Mass normalization is done in order to bring different images to a common
scale so that they all represent projections of the same structure. That
way, images at different angles will be appropriately weighted in a
backprojection. A relative normalization, where images are just adjusted for
different exposures, is sufficient for this purpose. An absolute
normalization is useful if one wants images that are proportional to the sum
of the mass densities in the specimen, with no additive constants. Absolute
normalization requires information about the image intensity that would be
produced by the unattenuated beam. With this information, the program can
compute a transmittance value, I/I0, where I is the image intensity at each
pixel and I0 is the intensity produced by the unattenuated beam.
The treatment of transmittance values depends on whether the log is going to
be taken of the data. This choice would depend on the source of contrast.

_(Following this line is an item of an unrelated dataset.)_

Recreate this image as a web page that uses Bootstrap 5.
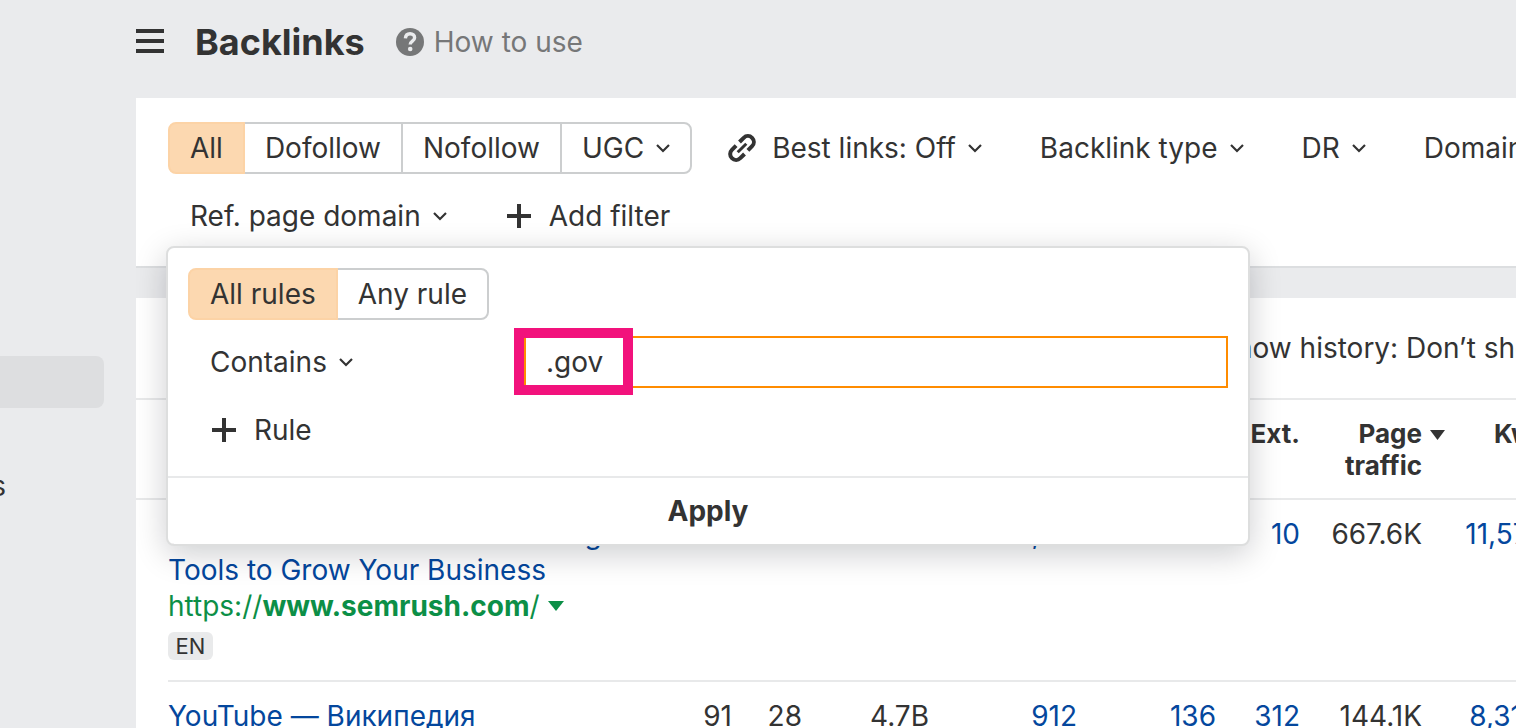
<!DOCTYPE html>
<html lang="en">
<head>
<meta charset="utf-8">
<meta name="viewport" content="width=device-width, initial-scale=1">
<title>Backlinks</title>
<link href="https://cdn.jsdelivr.net/npm/bootstrap@5.3.0/dist/css/bootstrap.min.css" rel="stylesheet">
<style>
  body { background: #eaebed; color: #333; font-family: Inter, "Liberation Sans", sans-serif; font-size: 28px; line-height: 36px; }
  svg { flex: none; display: block; }
  a { text-decoration: none; color: #04479d; }
  .side { width: 136px; padding-top: 356px; }
  .side-item { height: 52px; color: #333; }
  .side-item.active { width: 104px; background: #dddee0; border-radius: 0 8px 8px 0; }
  .side-cut { width: 6px; white-space: nowrap; }
  .workspace { min-width: 0; }
  .topbar { height: 84px; gap: 31px; }
  .page-title { font-size: 36px; line-height: 44px; font-weight: 700; }
  .help { color: #767778; gap: 10px; }
  .panel { background: #fff; }
  .filters { margin-top: 14px; padding: 24px 32px; gap: 16px; border-bottom: 2px solid #dcdee0; }
  .filter-row { gap: 14px; }
  .tool { --bs-btn-color: #333; --bs-btn-hover-color: #333; --bs-btn-border-width: 2px; --bs-btn-border-color: transparent;
    --bs-btn-padding-x: 20px; --bs-btn-padding-y: 6px; --bs-btn-font-size: 28px; --bs-btn-line-height: 36px;
    --bs-btn-border-radius: 8px; display: flex; align-items: center; gap: 12px; height: 52px; white-space: nowrap; flex: none; }
  .tool-label { gap: 12px; }
  .icon-tool { gap: 16px; }
  .seg .tool { --bs-btn-border-color: #cccecf; flex: none; }
  .seg .tool.active { background: #fcd8b0; border-color: #fcd3a6; color: #333; }
  .btn-group.seg > .btn:not(:first-child) { margin-left: -2px; }
  .rules-menu { left: -2px; top: 100%; margin-top: 4px; width: 1084px; padding: 0; border: 2px solid #dddede; border-radius: 8px;
    box-shadow: 0 8px 32px rgba(0, 10, 20, .2); font-size: 28px; color: #333; }
  .rules-body { padding: 20px; gap: 16px; }
  .rule-kind { width: 336px; }
  .rule-input { height: 52px; padding: 6px 20px; border: 2px solid #ff8c00; border-radius: 0; font-size: 28px; line-height: 36px; color: #333; }
  .rule-input:focus { box-shadow: none; border-color: #ff8c00; }
  .marker { left: -10px; top: -8px; width: 119px; height: 67px; border: 10px solid #f2127c; pointer-events: none; }
  .apply { height: 68px; border: 0; border-top: 2px solid #e8e9ea; border-radius: 0; font-size: 28px; font-weight: 700; color: #333; }
  .results { margin-top: 30px; }
  .results-bar { height: 102px; padding-left: 1082px; white-space: nowrap; border-bottom: 2px solid #e8e9ea; }
  .links { table-layout: fixed; width: 1404px; }
  .links th, .links td { padding: 16px 0; text-align: right; vertical-align: top; border-bottom: 2px solid #e8e9ea; }
  .links th { font-size: 26px; line-height: 32px; font-weight: 700; padding-top: 18px; }
  .links td:first-child { border-bottom: 0; }
  .links th:nth-child(2), .links td:nth-child(2) { text-align: left; padding-right: 60px; }
  .links tr:first-child td { padding-bottom: 20px; }
  .c-pad { width: 32px; } .c-page { width: 500px; } .c-dr { width: 64px; } .c-ur { width: 70px; } .c-dom { width: 127px; }
  .c-ref { width: 148px; } .c-out { width: 139px; } .c-ext { width: 84px; } .c-traf { width: 122px; } .c-kw { width: 118px; }
  .sort { left: 100%; top: 12px; margin-left: 8px; }
  .green { color: #0c8f47; gap: 8px; }
  .lang { display: block; width: 45px; height: 28px; margin-top: 8px; border-radius: 6px; background: #e9eaeb; font-size: 22px; line-height: 28px; text-align: center; }
</style>
</head>
<body class="vh-100 overflow-hidden">
<div class="d-flex h-100">
  <nav class="side flex-shrink-0" aria-label="Sections">
    <a class="side-item active d-block" href="#" aria-label="Backlinks"></a>
    <div class="side-item"></div>
    <a class="side-item side-cut d-flex align-items-center justify-content-end" href="#">s</a>
  </nav>

  <main class="workspace flex-grow-1 overflow-hidden">
    <header class="topbar d-flex align-items-center">
      <button class="btn p-0 border-0" type="button" aria-label="Menu">
        <svg width="28" height="28" viewBox="0 0 28 28" fill="#333"><path d="M0 1h28v4H0zM0 11h28v4H0zM0 21h28v4H0z"/></svg>
      </button>
      <h1 class="page-title m-0">Backlinks</h1>
      <a class="help d-flex align-items-center" href="#">
        <svg width="28" height="28" viewBox="0 0 28 28"><circle cx="14" cy="14" r="14" fill="#767778"/><path d="M9.400 10.400c.2-2.900 2-4.600 4.700-4.600 2.700 0 4.500 1.600 4.500 3.900 0 3.500-4.400 3.300-4.400 6.800" fill="none" stroke="#eaebed" stroke-width="3.400"/><circle cx="14.200" cy="21" r="2.300" fill="#eaebed"/></svg>
        How to use
      </a>
    </header>

    <section class="panel filters d-flex flex-column">
      <div class="filter-row d-flex">
        <div class="btn-group seg flex-shrink-0" role="group" aria-label="Link follow type">
          <button class="btn tool active" type="button">All</button>
          <button class="btn tool" type="button">Dofollow</button>
          <button class="btn tool" type="button">Nofollow</button>
          <button class="btn tool" type="button">UGC <svg width="14" height="14" viewBox="0 0 14 14" fill="none" stroke="#333" stroke-width="2.200"><path d="M1 4l6 6 6-6"/></svg></button>
        </div>
        <button class="btn tool icon-tool" type="button">
          <svg width="28" height="28" viewBox="0 0 28 28" fill="none" stroke="#333" stroke-width="4"><path d="M11.500 8l4.200-4.200a5.900 5.900 0 0 1 8.400 8.400l-4.200 4.200M16.500 20l-4.200 4.200a5.900 5.900 0 0 1-8.400-8.400l4.200-4.200"/><path d="M9.700 18.300l8.600-8.600" stroke-width="3"/></svg>
          <span class="tool-label d-flex align-items-center">Best links: Off <svg width="14" height="14" viewBox="0 0 14 14" fill="none" stroke="#333" stroke-width="2.200"><path d="M1 4l6 6 6-6"/></svg></span>
        </button>
        <button class="btn tool" type="button">Backlink type <svg width="14" height="14" viewBox="0 0 14 14" fill="none" stroke="#333" stroke-width="2.200"><path d="M1 4l6 6 6-6"/></svg></button>
        <button class="btn tool" type="button">DR <svg width="14" height="14" viewBox="0 0 14 14" fill="none" stroke="#333" stroke-width="2.200"><path d="M1 4l6 6 6-6"/></svg></button>
        <button class="btn tool" type="button">Domain traffic</button>
      </div>

      <div class="filter-row d-flex">
        <div class="position-relative">
          <button class="btn tool" type="button" aria-expanded="true">Ref. page domain <svg width="14" height="14" viewBox="0 0 14 14" fill="none" stroke="#333" stroke-width="2.200"><path d="M1 4l6 6 6-6"/></svg></button>
          <form class="dropdown-menu show rules-menu">
            <div class="rules-body d-flex flex-column">
              <div class="d-flex">
                <div class="btn-group seg" role="group" aria-label="Rule matching">
                  <button class="btn tool active" type="button">All rules</button>
                  <button class="btn tool" type="button">Any rule</button>
                </div>
              </div>
              <div class="d-flex">
                <div class="rule-kind flex-shrink-0">
                  <button class="btn tool" type="button">Contains <svg width="14" height="14" viewBox="0 0 14 14" fill="none" stroke="#333" stroke-width="2.200"><path d="M1 4l6 6 6-6"/></svg></button>
                </div>
                <div class="position-relative flex-grow-1">
                  <input class="form-control rule-input" type="text" value=".gov" aria-label="Domain contains">
                  <div class="marker position-absolute"></div>
                </div>
              </div>
              <div class="d-flex">
                <button class="btn tool icon-tool" type="button"><svg width="28" height="28" viewBox="0 0 28 28" fill="#333"><path d="M12 2h4v10h10v4H16v10h-4V16H2v-4h10z"/></svg> Rule</button>
              </div>
            </div>
            <button class="btn apply w-100" type="button">Apply</button>
          </form>
        </div>
        <button class="btn tool icon-tool" type="button"><svg width="28" height="28" viewBox="0 0 28 28" fill="#333"><path d="M12 2h4v10h10v4H16v10h-4V16H2v-4h10z"/></svg> Add filter</button>
      </div>
    </section>

    <section class="panel results">
      <div class="results-bar d-flex align-items-center">Show history: Don’t show</div>
      <table class="links">
        <colgroup><col class="c-pad"><col class="c-page"><col class="c-dr"><col class="c-ur"><col class="c-dom"><col class="c-ref"><col class="c-out"><col class="c-ext"><col class="c-traf"><col class="c-kw"></colgroup>
        <thead>
          <tr><th></th><th></th><th></th><th></th><th></th><th></th><th></th><th>Ext.</th>
            <th><span class="position-relative">Page<svg class="sort position-absolute" width="15" height="11" viewBox="0 0 15 11" fill="#333"><path d="M0 0h15L7.500 10z"/></svg></span><br>traffic</th><th>Kw.</th></tr>
        </thead>
        <tbody>
          <tr>
            <td></td>
            <td><a href="#">Semrush: Data-Driven Marketing Tools to Grow Your Business</a><br>
              <a class="green d-inline-flex align-items-center" href="#"><span>https://<b>www.semrush.com</b>/</span><svg width="16" height="10" viewBox="0 0 16 10" fill="#0c8f47"><path d="M0 0h16L8 10z"/></svg></a>
              <span class="lang">EN</span></td>
            <td></td><td></td><td></td><td><a href="#">14,115</a></td><td></td><td><a href="#">10</a></td><td>667.6K</td><td><a href="#">11,571</a></td>
          </tr>
          <tr>
            <td></td><td><a href="#">YouTube — Википедия</a></td>
            <td>91</td><td>28</td><td>4.7B</td><td><a href="#">912</a></td><td><a href="#">136</a></td><td><a href="#">312</a></td><td>144.1K</td><td><a href="#">8,314</a></td>
          </tr>
        </tbody>
      </table>
    </section>
  </main>
</div>
<script src="https://cdn.jsdelivr.net/npm/bootstrap@5.3.0/dist/js/bootstrap.bundle.min.js"></script>
</body>
</html>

For stained samples where amplitude contrast dominates, the projected mass
density should be proportion to the negative of the log of the
transmittance. In this case, taking the log of the transmittance is
appropriate and will result in negative values, where 0 corresponds to 0
projected mass. When phase contrast dominates, it seems that the amount of
attenuation of the beam should be proportional to the linear sum of mass
densities. Here, it should be appropriate not to take the log. Thus, when
the log is not being taken, the program will express the densities as
attenuations by taking one minus the transmittance (1 - I/I0). These
attenuations will also be negative numbers, with 0 corresponding to 0 mass.
In either case, you can convert the negative values to positive ones, but
this will reverse the contrast of the data and make density appear white.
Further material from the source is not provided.